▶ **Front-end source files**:
————

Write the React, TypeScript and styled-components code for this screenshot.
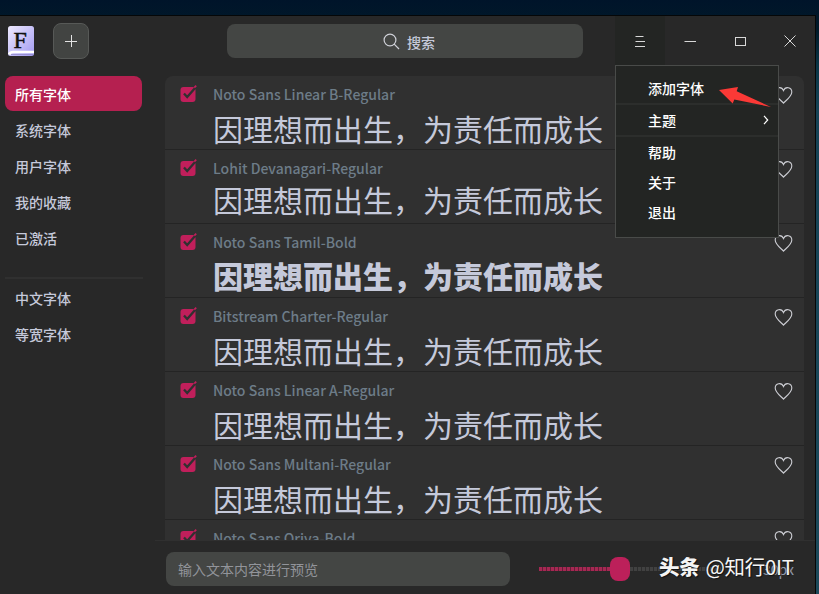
import React from "react";
import styled, { createGlobalStyle } from "styled-components";

const GlobalStyle = createGlobalStyle`
  * { box-sizing: border-box; }
  html, body { margin: 0; padding: 0; overflow: hidden; }
  body {
    font-family: "Noto Sans CJK SC", "Noto Sans", sans-serif;
    font-size: 14px;
    font-weight: 500;
    color: #c5c9da;
  }
  button, input { font: inherit; color: inherit; border: 0; background: none; padding: 0; margin: 0; }
`;

const Desktop = styled.div`
  width: 819px;
  height: 594px;
  padding: 15px 3px 0 0;
  overflow: hidden;
  background: linear-gradient(180deg, #00142a 0, #011a29 30px, #0a3546 65px, #164356 110px, #1d4a5b 594px);
  background-color: #00142a;
`;

const Window = styled.div`
  position: relative;
  height: 579px;
  display: flex;
  flex-direction: column;
  border-top: 1px solid #050708;
  border-right: 1px solid #050708;
  background: #282828;
`;

const TitleBar = styled.header`
  display: flex;
  height: 50px;
  flex: none;
  padding-left: 8px;
`;

const Logo = styled.svg`
  flex: none;
  width: 26px;
  height: 30px;
  margin-top: 10px;
`;

const AddButton = styled.button`
  display: grid;
  place-items: center;
  width: 36px;
  height: 36px;
  margin: 7px 0 0 19px;
  border: 1px solid #575957;
  border-radius: 8px;
  background: #424442;
`;

const SearchBox = styled.div`
  display: flex;
  align-items: center;
  width: 356px;
  height: 34px;
  margin: 8px 0 0 138px;
  padding-left: 156px;
  gap: 7px;
  border-radius: 8px;
  background: #444644;
  line-height: 20px;
`;

const SearchLabel = styled.span`
  padding-top: 1px;
`;

const WindowControls = styled.div`
  display: flex;
  margin-left: 32px;
`;

const ControlButton = styled.button<{ $active?: boolean }>`
  display: grid;
  place-items: center;
  width: 50px;
  height: 50px;
  background: ${(p) => (p.$active ? "#232523" : "transparent")};
`;

const Body = styled.div`
  display: flex;
  flex: 1;
  min-height: 0;
`;

const Sidebar = styled.nav`
  width: 155px;
  flex: none;
  padding: 10px 0 0 5px;
`;

const SideItem = styled.div<{ $selected?: boolean }>`
  width: 137px;
  height: 35px;
  margin-bottom: 1px;
  padding-left: 10px;
  line-height: 36px;
  border-radius: 8px;
  color: ${(p) => (p.$selected ? "#ffffff" : "#c5c9da")};
  background: ${(p) => (p.$selected ? "#b52050" : "transparent")};
`;

const SideDivider = styled.div`
  width: 138px;
  height: 2px;
  margin: 22px 0 1px;
  background: #303030;
`;

const Main = styled.main`
  flex: 1;
  display: flex;
  flex-direction: column;
  min-width: 0;
`;

const ListArea = styled.div`
  height: 474px;
  flex: none;
  padding: 10px 11px 0 10px;
  overflow: hidden;
`;

const FontList = styled.div`
  border-radius: 8px 8px 0 0;
  background: #303030;
`;

const FontRow = styled.article`
  display: flex;
  height: 74px;
  padding-left: 15px;
  border-bottom: 1px solid #242424;
`;

const CheckIcon = styled.svg`
  flex: none;
  width: 18px;
  height: 18px;
  margin-top: 9px;
`;

const FontInfo = styled.div`
  flex: 1;
  min-width: 0;
  padding: 8px 0 0 15px;
`;

const FontName = styled.div`
  height: 21px;
  line-height: 21px;
  color: #6d7c88;
  white-space: nowrap;
`;

const Preview = styled.div<{ $gap: number; $bold?: boolean }>`
  margin-top: ${(p) => p.$gap}px;
  height: 44px;
  line-height: 44px;
  font-size: 30px;
  font-weight: ${(p) => (p.$bold ? 900 : 400)};
  white-space: nowrap;
`;

const HeartIcon = styled.svg`
  flex: none;
  width: 19px;
  height: 19px;
  margin: 10px 11px 0 0;
`;

const Footer = styled.footer`
  position: relative;
  display: flex;
  flex: 1;
  padding: 11px 15px 0 11px;
  border-top: 1px solid #303030;
`;

const PreviewInput = styled.input`
  width: 344px;
  height: 34px;
  padding: 0 12px;
  border-radius: 8px;
  background: #444644;
  font-weight: 400;
  outline: none;
  &::placeholder { color: #92949a; opacity: 1; }
`;

const Slider = styled.div`
  display: flex;
  align-items: center;
  width: 182px;
  height: 34px;
  margin-left: 29px;
`;

const Track = styled.div<{ $filled?: boolean }>`
  width: ${(p) => (p.$filled ? 71 : 91)}px;
  height: 4px;
  background: repeating-linear-gradient(
    90deg,
    ${(p) => (p.$filled ? "#a62853" : "#414141")} 0 3px,
    ${(p) => (p.$filled ? "#651d36" : "#2d2d2d")} 3px 4px
  );
`;

const Handle = styled.div`
  width: 20px;
  height: 24px;
  flex: none;
  border-radius: 8px;
  background: #bc205a;
`;

const SizeLabel = styled.span`
  margin: 7px 0 0 40px;
  line-height: 20px;
  font-weight: 400;
  margin-left: 42px;
  color: #8f9bb0;
`;

const Watermark = styled.div`
  position: absolute;
  left: 504px;
  top: 9px;
  line-height: 32px;
  font-size: 20.5px;
  font-weight: 400;
  letter-spacing: -0.3px;
  color: #f5f5f5;
  white-space: nowrap;
  text-shadow: 1px 1px 1px #111;
`;

const WatermarkBrand = styled.span`
  font-weight: 900;
  margin-right: 6px;
`;

const Menu = styled.div`
  position: absolute;
  left: 615px;
  top: 49px;
  width: 164px;
  height: 173px;
  padding-top: 7px;
  border: 1px solid #494b49;
  background: #232523;
  color: #ffffff;
`;

const MenuItem = styled.div`
  display: flex;
  align-items: center;
  justify-content: space-between;
  height: 30px;
  padding: 0 9px 0 32px;
  line-height: 30px;
`;

const MenuDivider = styled.div`
  height: 2px;
  background: #2c2e2c;
`;

const Arrow = styled.svg`
  position: absolute;
  left: 102px;
  top: 19px;
  width: 54px;
  height: 24px;
`;

const categories = ["所有字体", "系统字体", "用户字体", "我的收藏", "已激活"];
const subsets = ["中文字体", "等宽字体"];

const fonts = [
  { name: "Noto Sans Linear B-Regular", gap: 1 },
  { name: "Lohit Devanagari-Regular", gap: -2 },
  { name: "Noto Sans Tamil-Bold", gap: 0, bold: true },
  { name: "Bitstream Charter-Regular", gap: 1 },
  { name: "Noto Sans Linear A-Regular", gap: 1 },
  { name: "Noto Sans Multani-Regular", gap: 1 },
  { name: "Noto Sans Oriya-Bold", gap: 1 },
];

const Checkmark = () => (
  <CheckIcon viewBox="0 0 18 18">
    <rect x="0.5" y="2" width="15" height="15" rx="3" fill="#c01f5b" />
    <path d="M4 8.4L7.2 12 L15.5 2.4" fill="none" stroke="#303030" strokeWidth="2.3" />
    <path d="M14.3 2.7L16.2 .7" stroke="#c01f5b" strokeWidth="1.7" />
  </CheckIcon>
);

const Heart = () => (
  <HeartIcon viewBox="0 0 19 19" fill="none" stroke="#cdced4" strokeWidth="1.1">
    <path d="M9.5 17.2C7.5 14.8 1.2 10.3 1.2 5.9C1.2 1.2 7.6-.2 9.5 4.6C11.4-.2 17.8 1.2 17.8 5.9C17.8 10.3 11.5 14.8 9.5 17.2Z" />
  </HeartIcon>
);

export default function App() {
  return (
    <>
      <GlobalStyle />
      <Desktop>
        <Window>
          <TitleBar>
            <Logo viewBox="0 0 26 30">
              <defs>
                <linearGradient id="logoFill" x1="0" y1="0" x2="1" y2="1">
                  <stop offset="0" stopColor="#eeeaff" />
                  <stop offset="1" stopColor="#a29af2" />
                </linearGradient>
              </defs>
              <rect width="26" height="30" rx="2.5" fill="url(#logoFill)" />
              <path d="M1 28.5Q2 26 5 26H26" fill="none" stroke="#ffffff" strokeWidth="2.6" />
              <path d="M3 28.6H25" stroke="#8b83c4" strokeWidth="0.8" />
              <text x="5.6" y="21.6" fontFamily="Liberation Serif, serif" fontSize="24" fontWeight="400" fill="#111" stroke="#111" strokeWidth=".5">F</text>
            </Logo>
            <AddButton aria-label="添加">
              <svg width="12" height="12" stroke="#e3e3e3" strokeWidth="1">
                <path d="M0 6.5H12M6.5 0V12" />
              </svg>
            </AddButton>
            <SearchBox>
              <svg width="17" height="17" fill="none" stroke="#cfd1d8" strokeWidth="1.2">
                <circle cx="7" cy="7" r="5.9" />
                <path d="M11.2 11.2L16 16" />
              </svg>
              <SearchLabel>搜索</SearchLabel>
            </SearchBox>
            <WindowControls>
              <ControlButton $active aria-label="菜单">
                <svg width="12" height="12" stroke="#d8d8d8">
                  <path d="M1.5 1.5H9.5M1.5 6.5H11M1 11.5H11" transform="translate(0 -.0)" />
                </svg>
              </ControlButton>
              <ControlButton aria-label="最小化">
                <svg width="12" height="12" stroke="#d8d8d8"><path d="M.5 6.5H12" /></svg>
              </ControlButton>
              <ControlButton aria-label="最大化">
                <svg width="12" height="12" fill="none" stroke="#d8d8d8"><rect x="1.5" y="2.5" width="10" height="8" /></svg>
              </ControlButton>
              <ControlButton aria-label="关闭">
                <svg width="12" height="12" stroke="#d8d8d8"><path d="M.5 .5L11.5 11.5M11.5 .5L.5 11.5" /></svg>
              </ControlButton>
            </WindowControls>
          </TitleBar>

          <Body>
            <Sidebar>
              {categories.map((label, i) => (
                <SideItem key={label} $selected={i === 0}>{label}</SideItem>
              ))}
              <SideDivider />
              {subsets.map((label) => (
                <SideItem key={label}>{label}</SideItem>
              ))}
            </Sidebar>
            <Main>
              <ListArea>
                <FontList>
                  {fonts.map((font) => (
                    <FontRow key={font.name}>
                      <Checkmark />
                      <FontInfo>
                        <FontName>{font.name}</FontName>
                        <Preview $gap={font.gap} $bold={font.bold}>因理想而出生，为责任而成长</Preview>
                      </FontInfo>
                      <Heart />
                    </FontRow>
                  ))}
                </FontList>
              </ListArea>
              <Footer>
                <PreviewInput placeholder="输入文本内容进行预览" />
                <Slider>
                  <Track $filled />
                  <Handle />
                  <Track />
                </Slider>
                <SizeLabel>30px</SizeLabel>
                <Watermark>
                  <WatermarkBrand>头条</WatermarkBrand>@知行0IT
                </Watermark>
              </Footer>
            </Main>
          </Body>

          <Menu>
            <MenuItem>添加字体</MenuItem>
            <MenuDivider />
            <MenuItem>
              主题
              <svg width="6" height="10" fill="none" stroke="#ffffff" strokeWidth="1.2"><path d="M1 .8L4.7 5L1 9.2" /></svg>
            </MenuItem>
            <MenuDivider />
            <MenuItem>帮助</MenuItem>
            <MenuItem>关于</MenuItem>
            <MenuItem>退出</MenuItem>
            <Arrow viewBox="0 0 54 24">
              <path d="M1 5L20 2L18.7 6.3L53 22L16.3 14.5L14.7 18.5Z" fill="#fb3936" />
            </Arrow>
          </Menu>
        </Window>
      </Desktop>
    </>
  );
}
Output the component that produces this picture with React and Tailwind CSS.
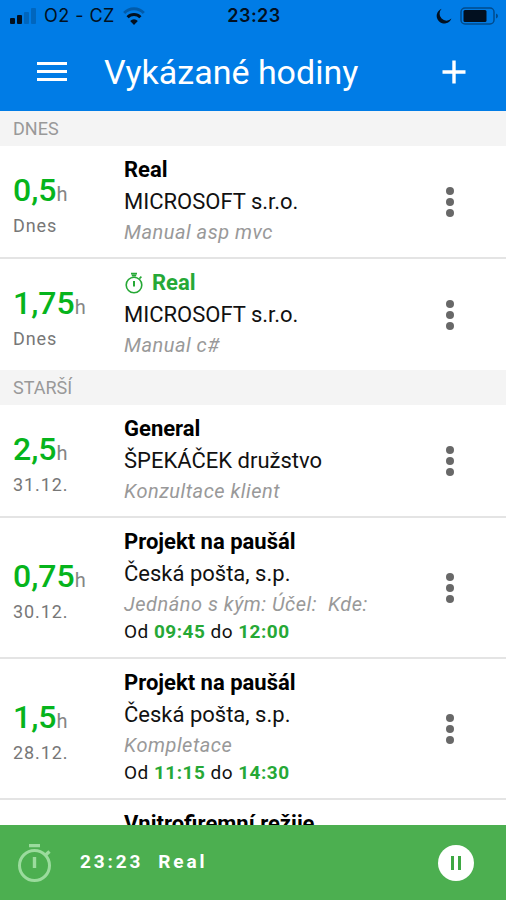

————

▶ **WRITTEN INSTRUCTION**:
Gather up the lines that contain the word "this".

▶ **OUTPUT OF THE TASK**:
Write the React, TypeScript and styled-components code for this screenshot.
Output the component that produces this picture with React and Tailwind CSS.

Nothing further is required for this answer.